OBJECTIVE: Find how many lines in the data below include the word "React", then write only that number.

SOURCE DATA:
_ _ _ _ _

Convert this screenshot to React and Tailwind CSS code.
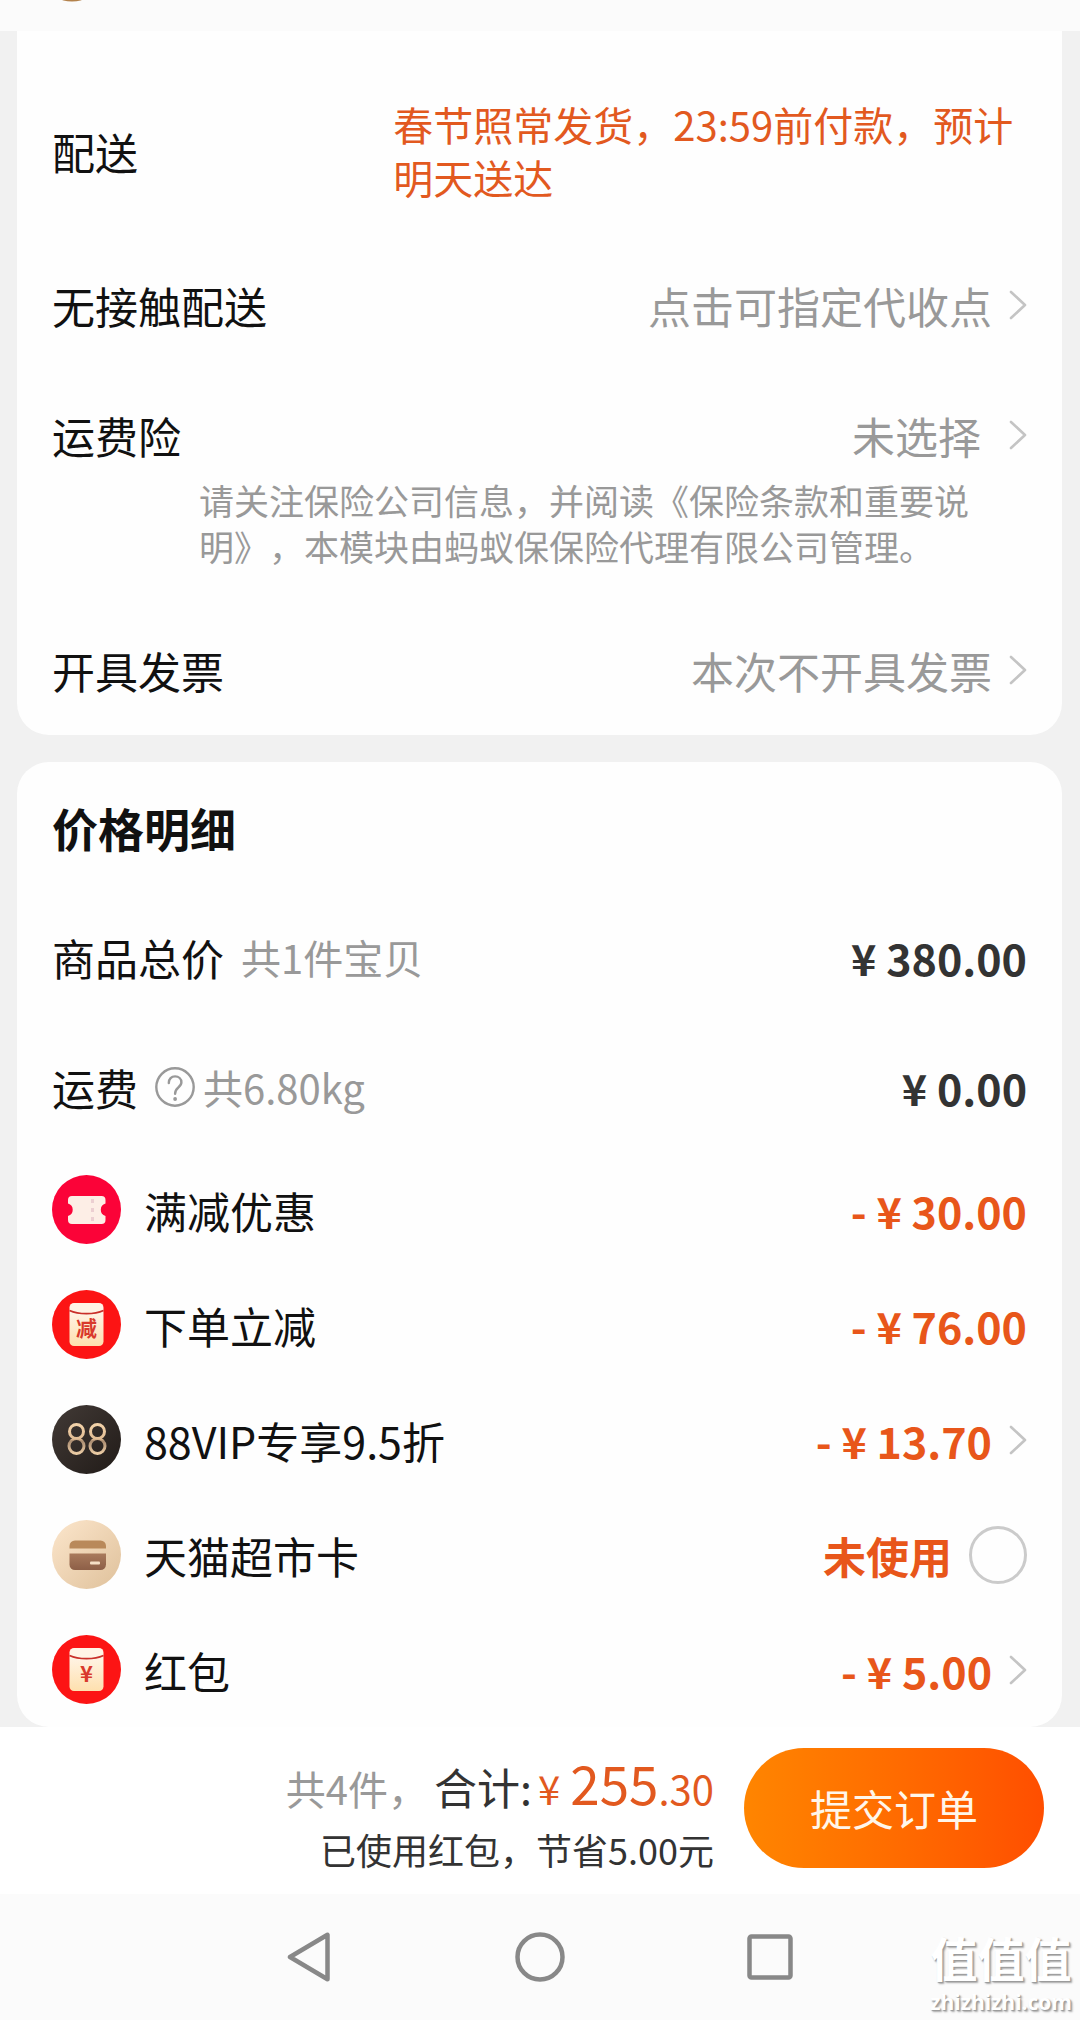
import React, { useState } from 'react'

function Chevron() {
  return (
    <svg width="18" height="32" viewBox="0 0 18 32" fill="none" stroke="#c4c4c4" strokeWidth="2.6" strokeLinecap="round" strokeLinejoin="round" className="shrink-0" aria-hidden="true">
      <path d="M2 3l14 13L2 29" />
    </svg>
  )
}

function CouponIcon() {
  return (
    <svg viewBox="0 0 69 69" className="size-[69px] shrink-0" aria-hidden="true">
      <circle cx="34.5" cy="34.5" r="34.5" fill="#fb0338" />
      <path d="M20 21h29.5a4 4 0 0 1 4 4v3.5a6.5 6.5 0 0 0 0 12.5v4a4 4 0 0 1-4 4H20a4 4 0 0 1-4-4v-4a6.5 6.5 0 0 0 0-12.5V25a4 4 0 0 1 4-4z" fill="#fdeee6" />
      <path d="M40.5 24v4M40.5 33v4M40.5 42v4" stroke="#eccfd2" strokeWidth="3" />
    </svg>
  )
}

function PacketIcon({ id, char }) {
  return (
    <svg viewBox="0 0 69 69" className="size-[69px] shrink-0" aria-hidden="true">
      <defs>
        <linearGradient id={id} x1="0" y1="0" x2="0" y2="1">
          <stop offset="0.2" stopColor="#fff4e6" />
          <stop offset="1" stopColor="#fee0ae" />
        </linearGradient>
      </defs>
      <circle cx="34.5" cy="34.5" r="34.5" fill="#fc1414" />
      <rect x="17.5" y="13" width="34" height="43" rx="4.5" fill={`url(#${id})`} />
      <path d="M17.5 20.5c9 4.2 25 4.2 34 0" fill="none" stroke="#c9302a" strokeWidth="1.6" />
      <text x="34.5" y={char === '减' ? 46 : 47} textAnchor="middle" fontSize={char === '减' ? 21 : 22} fontWeight="700" fill="#d93a2c">{char}</text>
    </svg>
  )
}

function VipIcon() {
  return (
    <svg viewBox="0 0 69 69" className="size-[69px] shrink-0" fill="none" aria-hidden="true">
      <defs>
        <linearGradient id="vip-bg" x1="0" y1="0" x2="1" y2="1">
          <stop offset="0" stopColor="#423a36" />
          <stop offset="1" stopColor="#211b18" />
        </linearGradient>
        <linearGradient id="vip-gold" gradientUnits="userSpaceOnUse" x1="0" y1="18" x2="0" y2="50">
          <stop offset="0" stopColor="#f3d3aa" />
          <stop offset="0.5" stopColor="#e2bd94" />
          <stop offset="0.56" stopColor="#a98b70" />
          <stop offset="1" stopColor="#f3d3aa" />
        </linearGradient>
      </defs>
      <circle cx="34.5" cy="34.5" r="34.5" fill="url(#vip-bg)" />
      <g stroke="url(#vip-gold)" strokeWidth="3">
        <circle cx="24.5" cy="26.5" r="7" />
        <circle cx="24.5" cy="41" r="7.5" />
        <circle cx="45.5" cy="26.5" r="7" />
        <circle cx="45.5" cy="41" r="7.5" />
      </g>
    </svg>
  )
}

function CardIcon() {
  return (
    <svg viewBox="0 0 69 69" className="size-[69px] shrink-0" aria-hidden="true">
      <defs>
        <linearGradient id="card-bg" x1="0" y1="0" x2="1" y2="1">
          <stop offset="0" stopColor="#fce6cc" />
          <stop offset="1" stopColor="#dfc19b" />
        </linearGradient>
        <linearGradient id="card-body" x1="0" y1="0" x2="0" y2="1">
          <stop offset="0" stopColor="#a97a5c" />
          <stop offset="1" stopColor="#8d5f47" />
        </linearGradient>
      </defs>
      <circle cx="34.5" cy="34.5" r="34.5" fill="url(#card-bg)" />
      <path d="M17.5 28.5V26a5.5 5.5 0 0 1 5.5-5.5h25.5A5.5 5.5 0 0 1 54 26v2.5z" fill="#b9895a" />
      <path d="M17.5 33.5H54V44.5a5.5 5.5 0 0 1-5.5 5.5H23a5.5 5.5 0 0 1-5.5-5.5z" fill="url(#card-body)" />
      <rect x="38" y="41.5" width="10" height="3" rx="1" fill="#f5dfc6" />
    </svg>
  )
}

const discounts = [
  { label: '满减优惠', value: '- ¥ 30.00', icon: <CouponIcon /> },
  { label: '下单立减', value: '- ¥ 76.00', icon: <PacketIcon id="packet-minus" char="减" /> },
  { label: '88VIP专享9.5折', value: '- ¥ 13.70', icon: <VipIcon />, link: true },
  { label: '天猫超市卡', value: '未使用', icon: <CardIcon />, check: true },
  { label: '红包', value: '- ¥ 5.00', icon: <PacketIcon id="packet-yuan" char="¥" />, link: true },
]

function DiscountRow({ item, checked, onCheck }) {
  return (
    <li className="flex items-center justify-between">
      <div className="flex items-center gap-[23px]">
        {item.icon}
        {item.check ? <label htmlFor="market-card">{item.label}</label> : <span>{item.label}</span>}
      </div>
      {item.link && (
        <button type="button" aria-label={item.label} className="flex items-center gap-[17px] font-bold text-[#e8561a]">
          {item.value}
          <Chevron />
        </button>
      )}
      {item.check && (
        <div className="flex items-center gap-[17px] font-bold text-[#e8561a]">
          {item.value}
          <input
            id="market-card"
            type="checkbox"
            checked={checked}
            onChange={(e) => onCheck(e.target.checked)}
            className="size-[58px] appearance-none rounded-full border-3 border-[#cbcbcb] checked:border-[#ff5000] checked:bg-[#ff5000]"
          />
        </div>
      )}
      {!item.link && !item.check && <span className="font-bold text-[#e8561a]">{item.value}</span>}
    </li>
  )
}

function App() {
  const [useCard, setUseCard] = useState(false)

  return (
    <div className="relative flex min-h-screen flex-col bg-[#f1f1f1] font-['Noto_Sans_CJK_SC',sans-serif] text-[43px] leading-[60px] text-[#111] [text-spacing-trim:space-all]">
      {/* TOP BAR */}
      <header className="h-[31px] overflow-hidden bg-[#fbfbfb] pl-[60px]">
        <svg width="24" height="2" viewBox="0 0 24 2" aria-hidden="true">
          <ellipse cx="12" cy="-2" rx="12" ry="3.5" fill="#b3824c" />
        </svg>
      </header>

      <main className="flex-1 pr-[18px] pl-[17px]">
        {/* DELIVERY */}
        <section className="rounded-b-[32px] bg-[#fefefe] px-[35px] pt-[67px] pb-[35px]">
          <div className="flex items-center justify-between">
            <span>配送</span>
            <p className="w-[65%] text-[40px] leading-[53px] text-[#e2591f]">春节照常发货，23:59前付款，预计明天送达</p>
          </div>
          <div className="mt-[71px] flex items-center justify-between">
            <span>无接触配送</span>
            <button type="button" className="flex items-center gap-[17px] text-[#999]">
              点击可指定代收点
              <Chevron />
            </button>
          </div>
          <div className="mt-[70px] flex items-center justify-between">
            <span>运费险</span>
            <button type="button" className="flex items-center gap-7 text-[#999]">
              未选择
              <Chevron />
            </button>
          </div>
          <p className="mt-3 pr-9 pl-[147px] text-[35px] leading-[46px] text-[#999]">
            请关注保险公司信息，并阅读《保险条款和重要说明》，本模块由蚂蚁保保险代理有限公司管理。
          </p>
          <div className="mt-[71px] flex items-center justify-between">
            <span>开具发票</span>
            <button type="button" className="flex items-center gap-[17px] text-[#999]">
              本次不开具发票
              <Chevron />
            </button>
          </div>
        </section>

        {/* PRICE DETAILS */}
        <section className="mt-[27px] rounded-[32px] bg-[#fefefe] px-[35px] pt-[35px] pb-[23px]">
          <h2 className="text-[46px] font-bold">价格明细</h2>
          <div className="mt-[70px] flex items-center justify-between">
            <div className="flex items-center gap-[17px]">
              <span>商品总价</span>
              <span className="text-[40px] text-[#999]">共1件宝贝</span>
            </div>
            <span className="font-bold text-[#333]">¥ 380.00</span>
          </div>
          <div className="mt-[70px] flex items-center justify-between">
            <div className="flex items-center gap-[17px]">
              <span>运费</span>
              <div className="flex items-center gap-2 text-[40px] text-[#999]">
                <button type="button" aria-label="运费说明">
                  <svg width="40" height="40" viewBox="0 0 40 40" fill="none" stroke="#999" strokeWidth="2.4" aria-hidden="true">
                    <circle cx="20" cy="20" r="18.7" />
                    <path d="M13.8 16c0-4.2 2.7-6.6 6.3-6.6s6.3 2.4 6.3 5.9c0 2.6-1.5 4-3.3 5.4-2 1.6-3 2.8-3 6.1" strokeLinecap="round" />
                    <circle cx="20.1" cy="32" r="1" fill="#999" strokeWidth="1.8" />
                  </svg>
                </button>
                <span>共6.80kg</span>
              </div>
            </div>
            <span className="font-bold text-[#333]">¥ 0.00</span>
          </div>
          <ul className="mt-[58px] flex flex-col gap-[46px]">
            {discounts.map((item) => (
              <DiscountRow key={item.label} item={item} checked={useCard} onCheck={setUseCard} />
            ))}
          </ul>
        </section>
      </main>

      {/* SUBMIT BAR */}
      <footer className="flex items-start justify-end gap-[30px] bg-white px-9 pt-[21px] pb-[18px]">
        <div className="text-right text-[#333]">
          <p className="flex h-[74px] items-baseline justify-end leading-[68px]">
            <span className="mr-1.5 text-[40px] text-[#999]">共4件，</span>
            <span>合计:</span>
            <span className="ml-1.5 text-[40px] text-[#e2591f]">¥</span>
            <span className="ml-2.5 text-[53px] text-[#e2591f]">255</span>
            <span className="text-[40px] text-[#e2591f]">.30</span>
          </p>
          <p className="text-[36px] leading-[54px]">已使用红包，节省5.00元</p>
        </div>
        <button type="button" className="h-[120px] w-[300px] rounded-full bg-linear-to-r from-[#ff8500] to-[#ff4e00] text-[42px] text-[#fff6ea]">
          提交订单
        </button>
      </footer>

      {/* SYSTEM NAV */}
      <nav className="bg-[#fbfbfb]">
        <div className="mx-auto grid h-[126px] max-w-[690px] grid-cols-3 place-items-center">
          <button type="button" aria-label="返回">
            <svg width="50" height="50" viewBox="0 0 50 50" fill="none" stroke="#888" strokeWidth="4.5" strokeLinejoin="round" aria-hidden="true">
              <path d="M5 25L42.5 2.8V47.2z" />
            </svg>
          </button>
          <button type="button" aria-label="主页">
            <svg width="50" height="50" viewBox="0 0 50 50" fill="none" stroke="#888" strokeWidth="4.5" aria-hidden="true">
              <circle cx="25" cy="25" r="22.5" />
            </svg>
          </button>
          <button type="button" aria-label="最近任务">
            <svg width="50" height="50" viewBox="0 0 50 50" fill="none" stroke="#888" strokeWidth="4.5" aria-hidden="true">
              <rect x="4.5" y="4.5" width="41" height="41" rx="2" />
            </svg>
          </button>
        </div>
      </nav>

      {/* WATERMARK */}
      <div className="absolute right-2 bottom-1 flex flex-col items-center font-bold text-white [text-shadow:1px_1px_1px_#999,2px_2px_2px_#aaa]">
        <span className="font-['Liberation_Sans','Noto_Sans_CJK_SC',sans-serif] text-[47px] leading-[54px]">值值值</span>
        <span className="font-['Open_Sans',sans-serif] text-[21px] leading-[28px]">zhizhizhi.com</span>
      </div>
    </div>
  )
}

export default App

_ _ _ _ _

EXERCISE RESPONSE: 2